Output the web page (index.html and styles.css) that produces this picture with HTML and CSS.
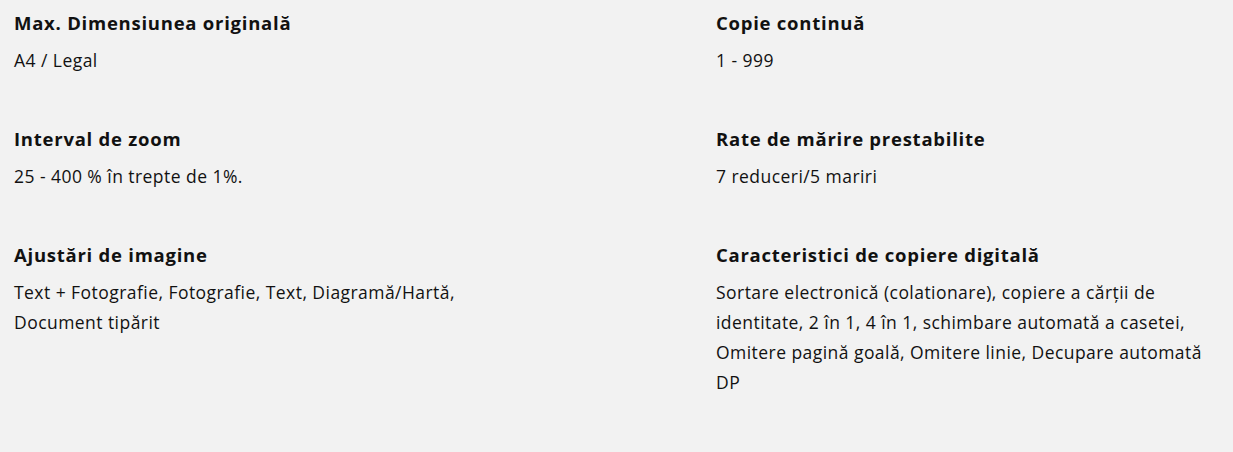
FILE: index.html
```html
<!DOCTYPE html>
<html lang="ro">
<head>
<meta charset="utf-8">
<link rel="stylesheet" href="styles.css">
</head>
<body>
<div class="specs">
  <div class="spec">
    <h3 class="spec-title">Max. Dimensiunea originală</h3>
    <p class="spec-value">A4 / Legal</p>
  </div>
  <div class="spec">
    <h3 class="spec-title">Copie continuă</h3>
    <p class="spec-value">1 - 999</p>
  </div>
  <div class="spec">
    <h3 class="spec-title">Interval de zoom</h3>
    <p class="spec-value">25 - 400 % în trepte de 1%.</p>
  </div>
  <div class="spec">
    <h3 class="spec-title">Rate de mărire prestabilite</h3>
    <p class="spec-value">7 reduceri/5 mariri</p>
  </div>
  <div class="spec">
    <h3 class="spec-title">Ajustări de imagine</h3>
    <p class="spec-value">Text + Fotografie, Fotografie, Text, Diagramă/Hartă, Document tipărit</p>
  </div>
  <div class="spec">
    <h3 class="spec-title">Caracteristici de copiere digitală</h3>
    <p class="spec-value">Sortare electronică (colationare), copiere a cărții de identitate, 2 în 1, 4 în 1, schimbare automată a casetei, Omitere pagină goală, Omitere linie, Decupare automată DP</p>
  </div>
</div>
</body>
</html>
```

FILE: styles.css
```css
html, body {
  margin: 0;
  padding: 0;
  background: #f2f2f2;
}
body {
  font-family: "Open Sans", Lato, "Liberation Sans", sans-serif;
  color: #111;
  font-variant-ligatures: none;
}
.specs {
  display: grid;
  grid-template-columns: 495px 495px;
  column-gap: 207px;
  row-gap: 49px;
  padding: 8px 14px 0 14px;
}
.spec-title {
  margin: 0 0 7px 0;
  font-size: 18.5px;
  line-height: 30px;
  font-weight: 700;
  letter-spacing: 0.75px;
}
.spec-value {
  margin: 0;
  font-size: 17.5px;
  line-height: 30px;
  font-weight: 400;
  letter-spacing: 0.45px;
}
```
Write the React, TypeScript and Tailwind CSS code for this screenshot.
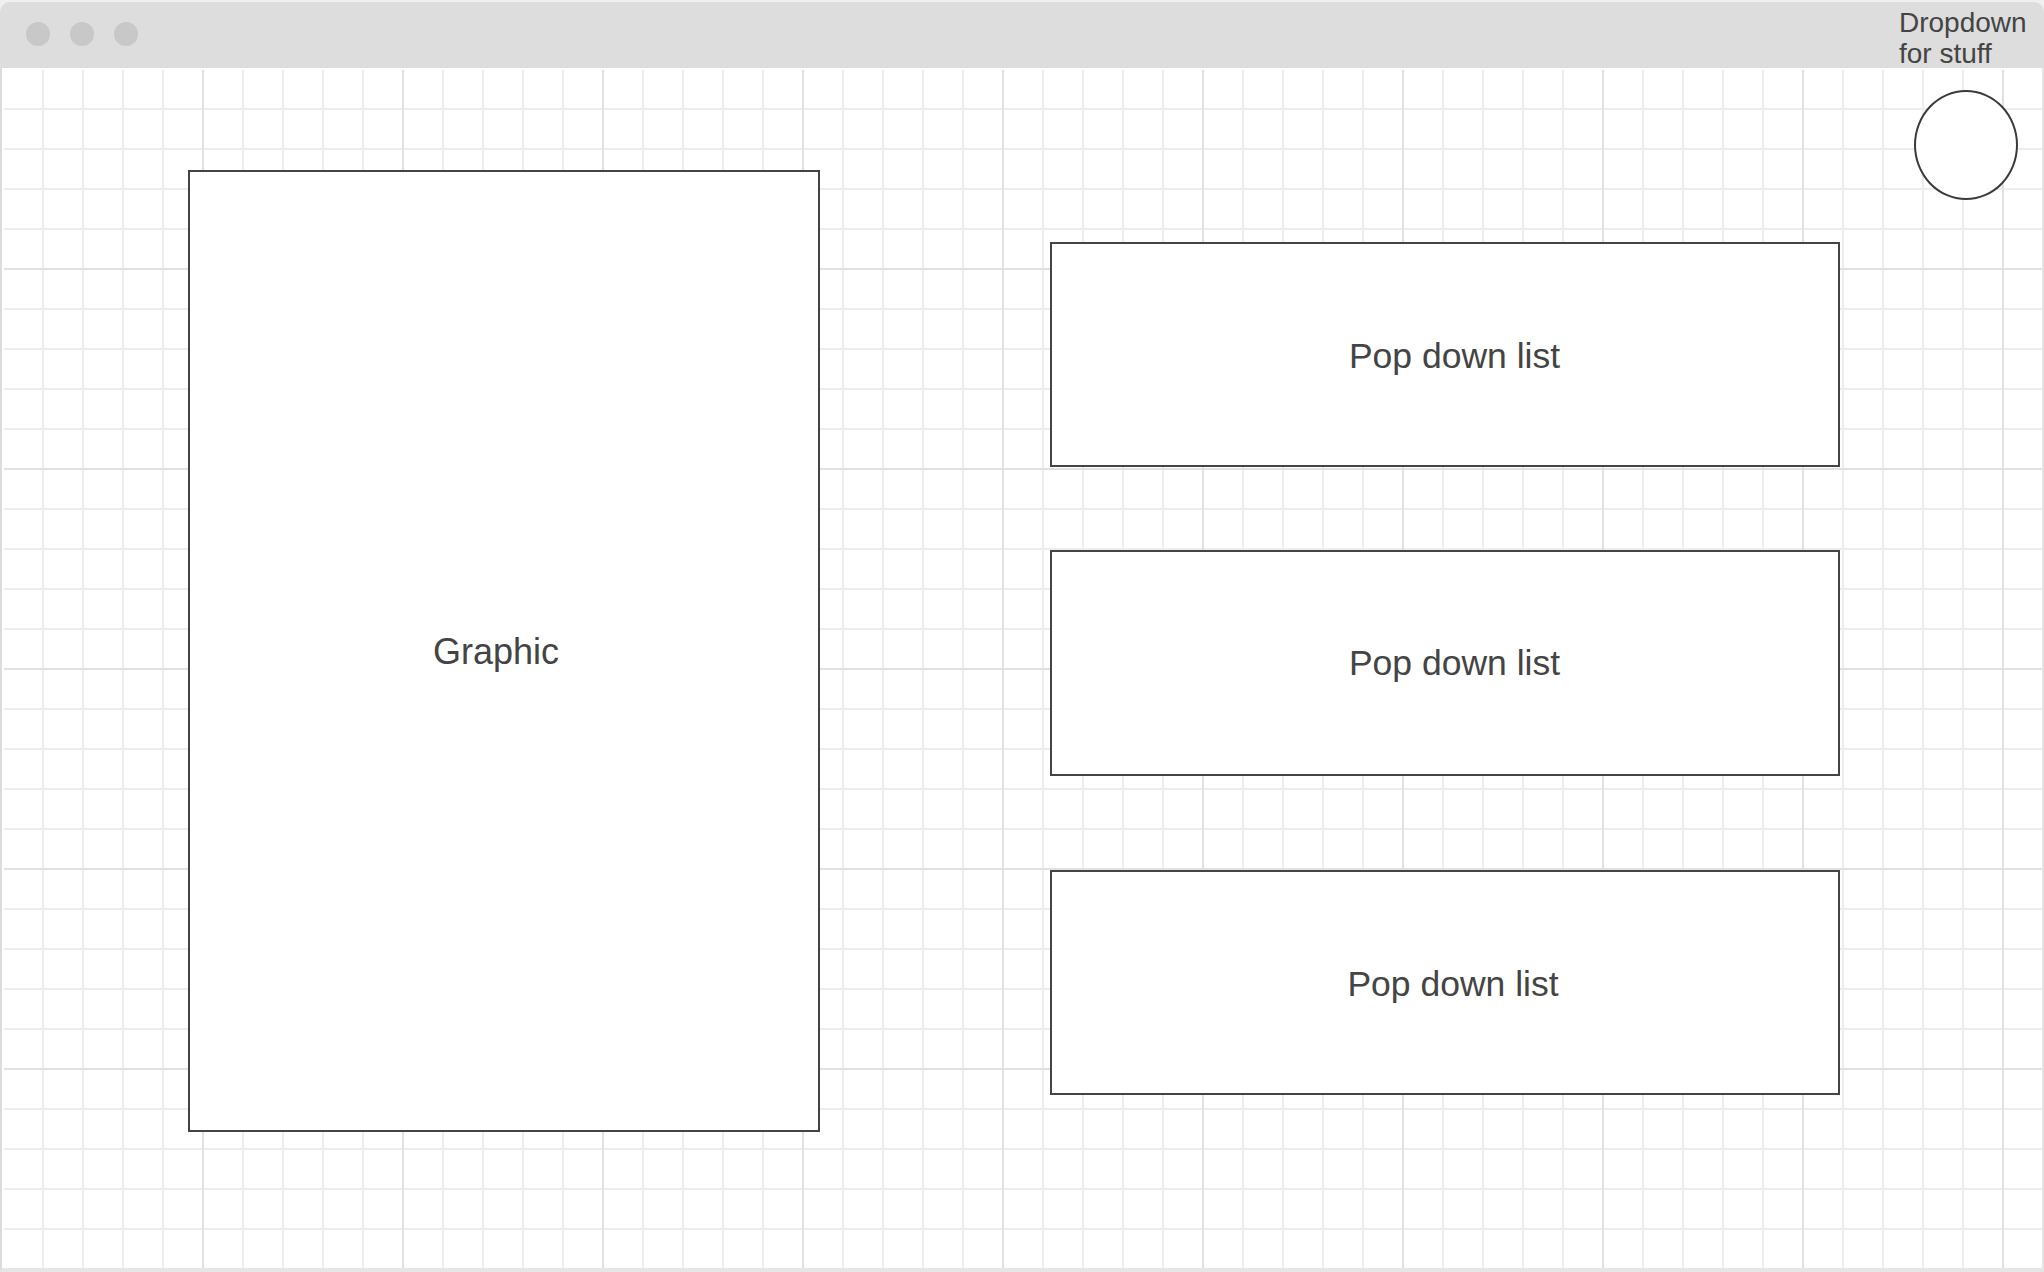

• • • • • • •

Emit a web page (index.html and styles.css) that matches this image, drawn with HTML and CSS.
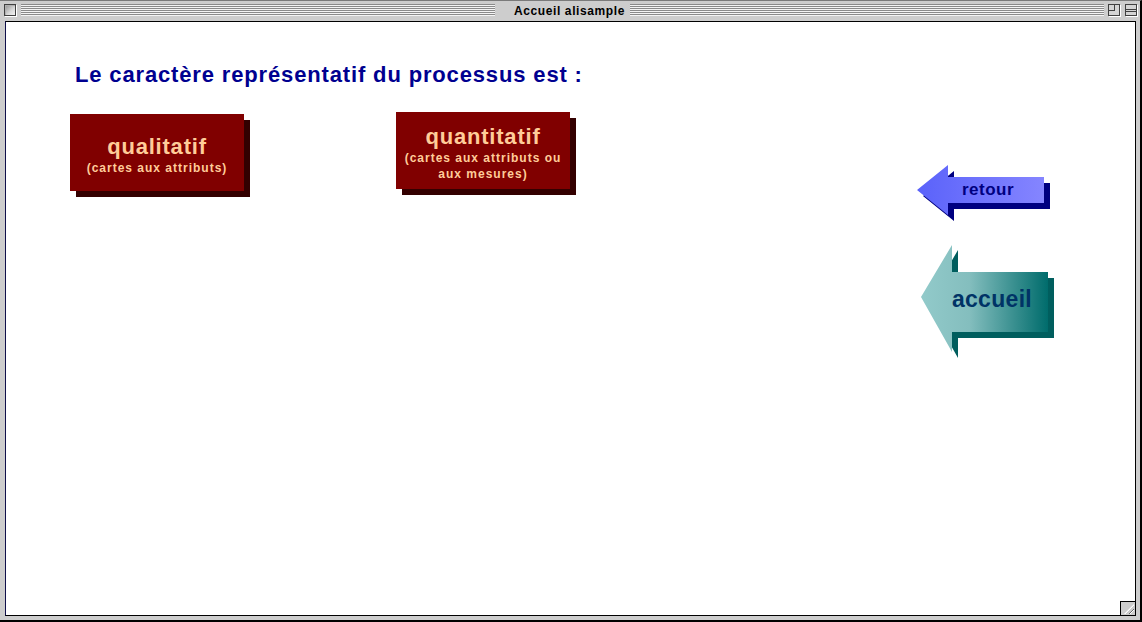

• • • • • • •

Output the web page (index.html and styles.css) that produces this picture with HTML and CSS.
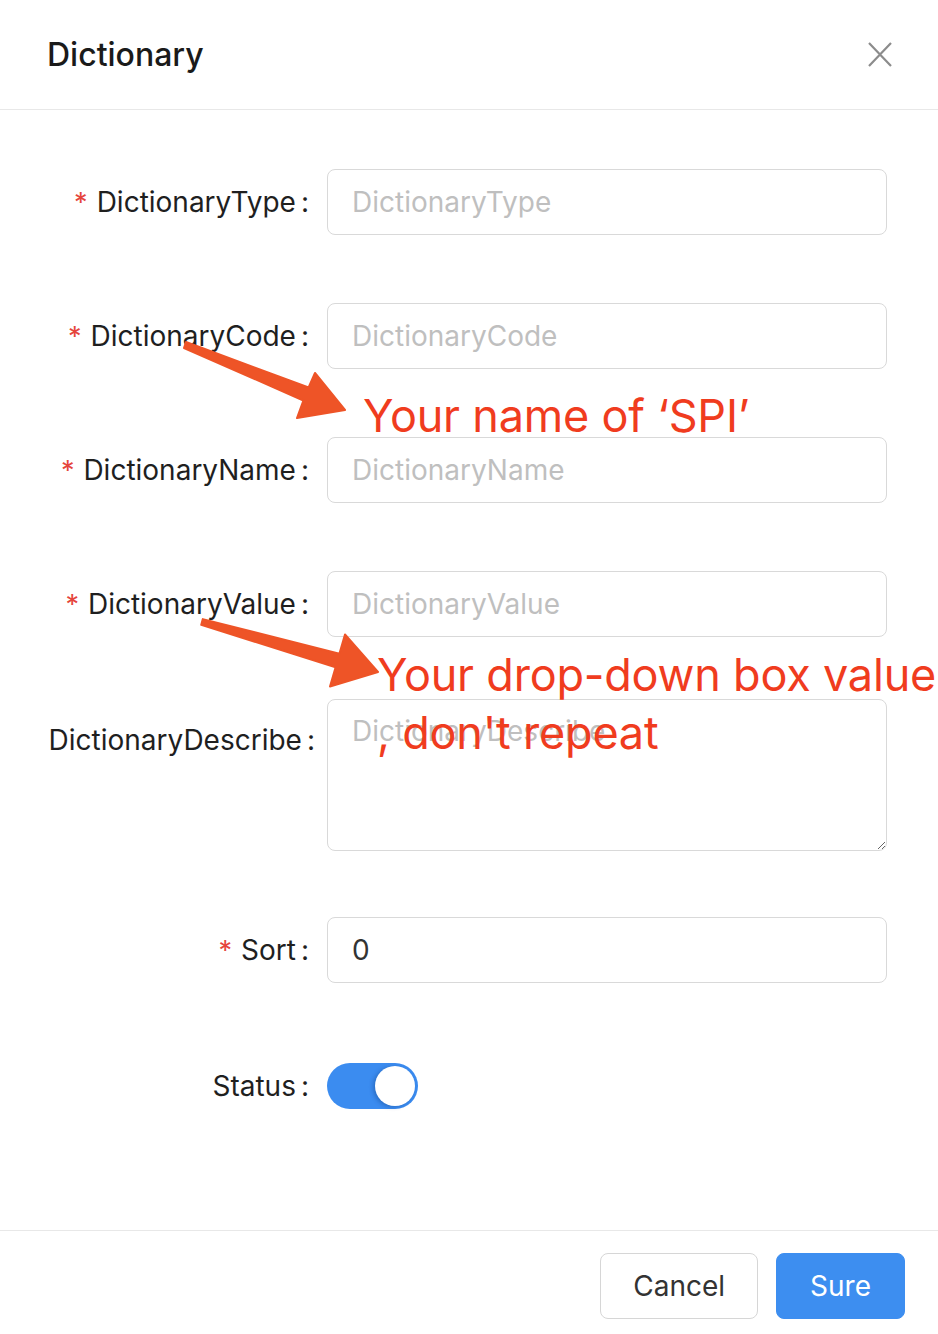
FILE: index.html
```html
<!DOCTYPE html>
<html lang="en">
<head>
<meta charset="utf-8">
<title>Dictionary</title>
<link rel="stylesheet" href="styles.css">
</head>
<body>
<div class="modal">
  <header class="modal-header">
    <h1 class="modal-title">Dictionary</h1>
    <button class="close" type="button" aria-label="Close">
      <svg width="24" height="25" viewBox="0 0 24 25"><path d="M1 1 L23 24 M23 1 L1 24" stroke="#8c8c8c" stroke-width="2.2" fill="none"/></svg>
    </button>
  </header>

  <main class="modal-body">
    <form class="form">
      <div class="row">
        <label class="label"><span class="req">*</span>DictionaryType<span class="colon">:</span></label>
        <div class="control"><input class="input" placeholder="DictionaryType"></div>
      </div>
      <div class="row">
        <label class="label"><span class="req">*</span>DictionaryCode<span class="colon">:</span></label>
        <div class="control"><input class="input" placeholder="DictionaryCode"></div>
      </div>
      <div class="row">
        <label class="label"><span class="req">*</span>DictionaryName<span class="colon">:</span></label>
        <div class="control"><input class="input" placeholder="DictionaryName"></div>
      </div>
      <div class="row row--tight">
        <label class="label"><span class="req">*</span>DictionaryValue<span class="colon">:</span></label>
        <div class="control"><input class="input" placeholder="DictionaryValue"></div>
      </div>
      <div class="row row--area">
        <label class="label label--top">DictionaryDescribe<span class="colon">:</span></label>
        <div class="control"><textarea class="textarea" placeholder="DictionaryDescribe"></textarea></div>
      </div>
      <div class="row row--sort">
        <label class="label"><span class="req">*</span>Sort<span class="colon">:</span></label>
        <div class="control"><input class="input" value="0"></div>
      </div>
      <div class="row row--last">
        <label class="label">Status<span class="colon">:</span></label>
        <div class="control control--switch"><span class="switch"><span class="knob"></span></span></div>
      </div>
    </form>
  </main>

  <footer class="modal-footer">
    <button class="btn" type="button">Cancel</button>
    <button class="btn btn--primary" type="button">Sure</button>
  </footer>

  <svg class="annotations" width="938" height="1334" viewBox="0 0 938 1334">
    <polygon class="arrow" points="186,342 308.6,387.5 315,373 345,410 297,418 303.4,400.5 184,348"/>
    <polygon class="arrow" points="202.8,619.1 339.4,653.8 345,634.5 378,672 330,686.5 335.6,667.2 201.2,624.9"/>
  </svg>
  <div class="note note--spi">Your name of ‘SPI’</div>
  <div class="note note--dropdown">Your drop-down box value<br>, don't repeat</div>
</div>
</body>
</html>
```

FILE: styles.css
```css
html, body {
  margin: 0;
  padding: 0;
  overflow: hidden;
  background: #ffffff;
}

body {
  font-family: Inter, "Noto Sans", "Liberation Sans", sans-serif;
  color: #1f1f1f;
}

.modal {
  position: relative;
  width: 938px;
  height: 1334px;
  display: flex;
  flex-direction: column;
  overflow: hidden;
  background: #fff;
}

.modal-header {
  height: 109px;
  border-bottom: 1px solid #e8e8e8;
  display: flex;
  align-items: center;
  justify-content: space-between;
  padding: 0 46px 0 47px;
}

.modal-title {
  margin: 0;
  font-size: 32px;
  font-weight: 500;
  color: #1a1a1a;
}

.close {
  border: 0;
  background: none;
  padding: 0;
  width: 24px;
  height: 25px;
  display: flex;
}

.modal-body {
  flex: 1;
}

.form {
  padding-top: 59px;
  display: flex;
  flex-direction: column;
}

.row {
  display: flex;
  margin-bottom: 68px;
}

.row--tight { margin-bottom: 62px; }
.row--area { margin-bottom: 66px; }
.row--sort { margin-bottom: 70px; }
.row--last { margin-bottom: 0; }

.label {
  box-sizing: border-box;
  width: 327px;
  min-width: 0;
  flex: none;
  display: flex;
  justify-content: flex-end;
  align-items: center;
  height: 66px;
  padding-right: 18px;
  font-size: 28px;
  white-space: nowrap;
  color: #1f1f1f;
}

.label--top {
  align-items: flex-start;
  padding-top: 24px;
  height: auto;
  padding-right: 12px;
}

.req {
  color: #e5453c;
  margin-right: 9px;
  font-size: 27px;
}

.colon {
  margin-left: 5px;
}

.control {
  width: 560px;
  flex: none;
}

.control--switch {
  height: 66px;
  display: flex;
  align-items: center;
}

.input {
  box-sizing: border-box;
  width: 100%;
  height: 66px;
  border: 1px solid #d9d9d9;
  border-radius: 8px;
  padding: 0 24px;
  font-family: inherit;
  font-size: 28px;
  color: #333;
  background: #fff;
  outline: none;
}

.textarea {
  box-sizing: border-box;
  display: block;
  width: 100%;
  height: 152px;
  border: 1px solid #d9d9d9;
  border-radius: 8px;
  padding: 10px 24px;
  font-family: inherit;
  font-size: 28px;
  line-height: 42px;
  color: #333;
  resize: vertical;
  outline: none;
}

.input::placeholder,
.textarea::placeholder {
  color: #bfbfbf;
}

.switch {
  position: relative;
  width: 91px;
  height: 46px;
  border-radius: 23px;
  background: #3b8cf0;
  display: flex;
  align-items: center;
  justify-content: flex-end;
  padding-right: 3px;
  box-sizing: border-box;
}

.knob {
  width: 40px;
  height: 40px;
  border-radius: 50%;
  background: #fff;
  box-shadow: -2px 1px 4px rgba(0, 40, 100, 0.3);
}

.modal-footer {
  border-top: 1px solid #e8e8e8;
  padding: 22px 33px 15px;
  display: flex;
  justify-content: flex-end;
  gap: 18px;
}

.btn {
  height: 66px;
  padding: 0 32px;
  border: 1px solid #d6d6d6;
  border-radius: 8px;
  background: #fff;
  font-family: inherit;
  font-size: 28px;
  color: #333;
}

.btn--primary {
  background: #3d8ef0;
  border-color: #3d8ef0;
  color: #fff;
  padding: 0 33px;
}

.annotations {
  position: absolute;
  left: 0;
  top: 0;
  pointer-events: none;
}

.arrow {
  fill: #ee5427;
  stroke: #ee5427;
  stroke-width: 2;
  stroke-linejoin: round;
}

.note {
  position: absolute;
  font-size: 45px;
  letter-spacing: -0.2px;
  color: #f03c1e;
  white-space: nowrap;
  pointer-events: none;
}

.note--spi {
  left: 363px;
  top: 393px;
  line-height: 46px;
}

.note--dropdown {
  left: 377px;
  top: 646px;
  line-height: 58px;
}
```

• • • • • • •

#### WORK REQUIRED
Above are the records. Identify each line that contains the word "this".

#### ANSWER TO THE PROBLEM
Output the web page (index.html and styles.css) that produces this picture with HTML and CSS.
Write the React, TypeScript and Tailwind CSS code for this screenshot.
Emit a web page (index.html and styles.css) that matches this image, drawn with HTML and CSS.
Output the web page (index.html and styles.css) that produces this picture with HTML and CSS.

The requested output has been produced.